OpenMM Version: 7.4.1
Git Revision: 068f120206160d5151c9af0baf810384bba8d052

There are 4 Platforms available:

1 Reference - Successfully computed forces
2 CPU - Successfully computed forces
3 CUDA - Error computing forces with CUDA platform
4 OpenCL - Successfully computed forces

CUDA platform error: Error loading CUDA module: CUDA_ERROR_INVALID_PTX (218)

Median difference in forces between platforms:

Reference vs. CPU: 6.29856e-06
Reference vs. OpenCL: 6.75312e-06
CPU vs. OpenCL: 8.10363e-07

All differences are within tolerance.

Re: Conda install with explicit reference to CUDA location

Posted: Thu Jan 30, 2020 1:59 pm
by peastman
Reinstalling wouldn't have any effect on the cached files. Is the environment variable TMPDIR set? If so, that's the directory where they're being created. If not, try setting it to point to a directory you create inside your home directory.

Of course there's another option. We provide prebuilt OpenMM libraries for all CUDA releases since 7.5. If the cluster administrators really want you to be using 8.0, you could just install that one by specifying cuda80 instead of cuda100.

Re: Conda install with explicit reference to CUDA location

Posted: Thu Jan 30, 2020 2:12 pm
by simtkolos
TMPDIR is not set and setting it to ~/tmp didn't make any difference. CUDA 8.0 will go away from the cluster soon, but there will be multiple CUDA installations available for different applications and there is no guarantee that /usr/local/cuda will point to CUDA-10.0 or CUDA-10.1. I guess, I'd like to use OpenMM with the latest CUDA, though, and that may not be the default on the cluster.

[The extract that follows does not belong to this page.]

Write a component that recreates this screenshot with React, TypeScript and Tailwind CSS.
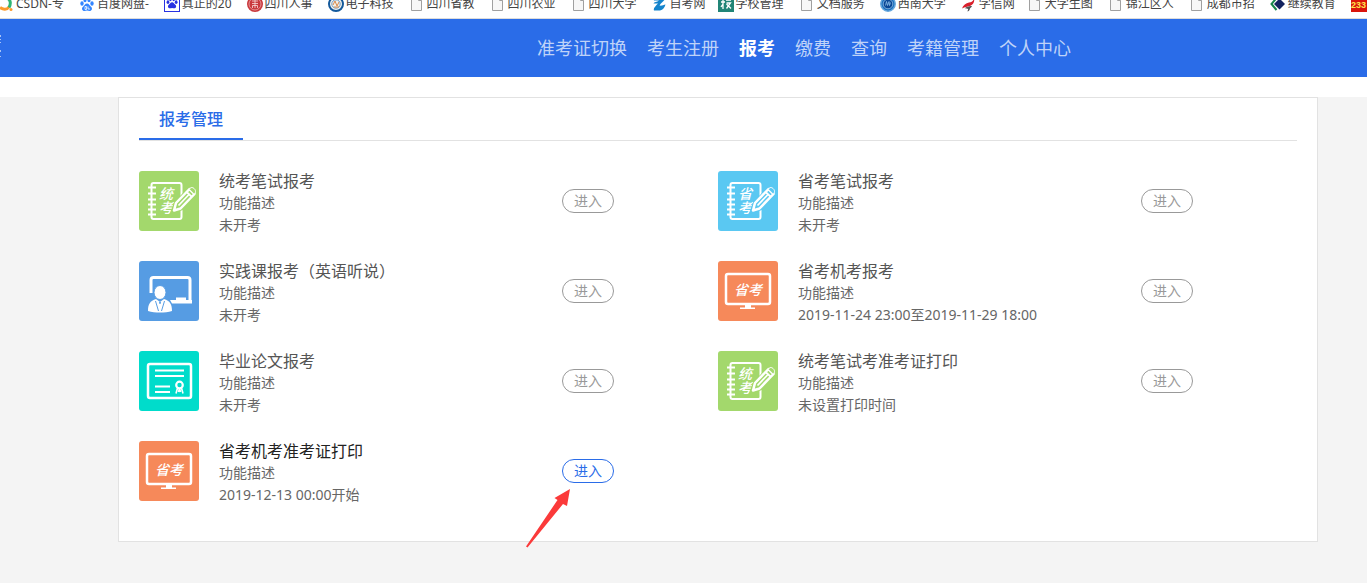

Re: Conda install with explicit reference to CUDA location

Posted: Thu Jan 30, 2020 3:26 pm
by simtkolos
I wonder if this might be a CUDA driver issue. The cluster has a rather old version 390.87.

Re: Conda install with explicit reference to CUDA location

Posted: Mon Feb 03, 2020 9:38 am
by simtkolos
Yes, with the more recent driver it is working, thanks.